Monkeys in a maize field

Nkana Patriotic Front member of parliament Alexander Chiteme says civil servants expending budget money approved in Parliament are the ones behaving like monkeys in a maize field.

Chiteme says a good number of civil servants are doing better than members of parliament because of theft.

He said most misappropriations reported in the Auditor General’s report were by civil servants yet politicians were the ones receiving the backlash. “If you go in Chalala, you will find houses built in Nigerian style and if you ask for the owner, you will hear it is the accountant in education ministry,” said Chiteme, adding that the failure to punish the offenders had exacerbated the scourge.

The situation in which civil servants subvert the system for personal gain when the majority of the citizens were poor is a tragedy we should never endure as a nation. But the unfortunate thing is that those who run the civil service, the controlling officers, are appointed by the politicians – the President – and are untouchable. Look at how rich the civil servants at State House have become in a very short time!

The power to do great good or evil lies with these civil servants.
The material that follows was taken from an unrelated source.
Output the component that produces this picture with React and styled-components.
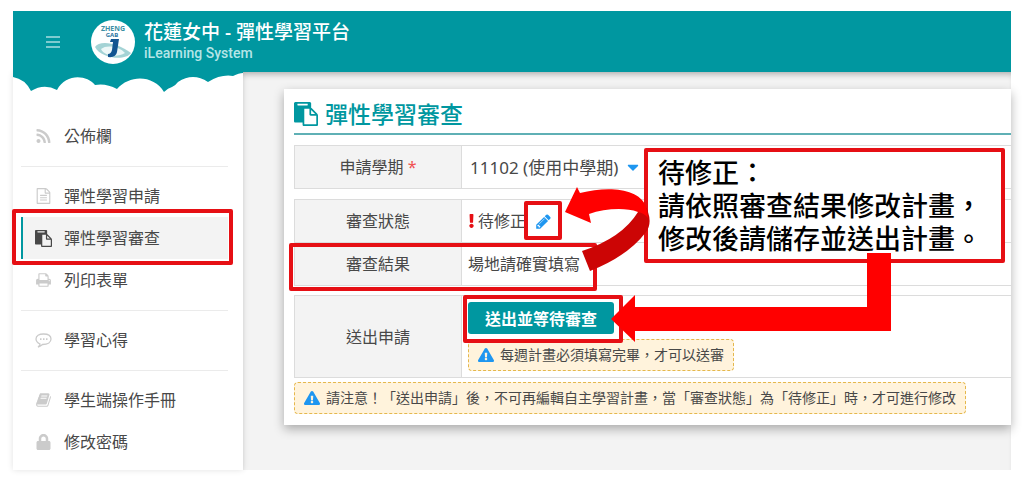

But in a country where the President, the chief appointing authority for key civil servants, sees being in power as an opportunity for quick self-enrichment through unearned income, then the nation faces a monumental tragedy. How can such a president control or discipline civil servants who are enriching themselves in the same way he is doing? It’s unacceptable for the President and the civil servants he has assembled around himself to become so rich in the very short time they have been in office in a country where the majority of the citizens are living far below the poverty line and are every day struggling to make a living. It’s sad the President and his minions are subverting public office to enrich themselves. This is the worst tragedy that a nation can experience. The reasons for the corrupt civil service, which in turn has given room to ineffective service delivery, are not too far to seek: it is because the key political leadership is corrupt and it is using these same civil servants to enrich itself. And when the key political leadership and civil servants are corrupt, controls in public institutions are overrun, institutional structures are weakened to allow stealing with impunity.

And an insatiable appetite for wealth at all costs is created. Look at the wealth Edgar Lungu and the civil servants around him are accumulating everyday! They are buying and building houses as if there will be no tomorrow! In a country where the President is incorruptible, you cannot have the corruption we are witnessing in government procurement – an ambulance which should cost no more than $70,000 is bought at $288,000 from middlemen close to those in power and eating with them. Equally, fire tenders which can be bought at $500,000 or less are purchased through middlemen connected to those at State House for a million dollars.

In this way, the culture of accountability and ethical behaviour, which is very much needed for civil service to operate efficiently, effectively and in an orderly way, are thrown overboard. These civil servants are supposed to be permanent government officials embedded in the three arms of government. But instead of enjoying continuity of service and protection by the public service rules, these serve at the discretion of the President and can be hired and kicked out at any time if they are seen not to be user-friendly to the corrupt schemes of the political authorities.

In this way, the civil service is subverted. And when this happens, evil sets in – greed, drive of an individual to exploit,

insatiable appetite and crave to have more, and the fear of the unknown. In this way, ethical behaviour and accountability in civil service are wiped out. And this leads to the destruction of the civil service rule of impartiality and political neutrality which is supposed to obtain in most government establishments.

When corruption takes root, the socio-economic life of the nation is destroyed; economic planning becomes difficult, if not impossible. Corruption in the civil service concentrates wealth in the hands of a few individuals, promoting widespread poverty and large scale unemployment, destroys efficiency, ethical, moral and religious values and foster an environment in which unfairness and inequity thrive. What is needed is for us to move from rhetoric to action on corruption in the civil service.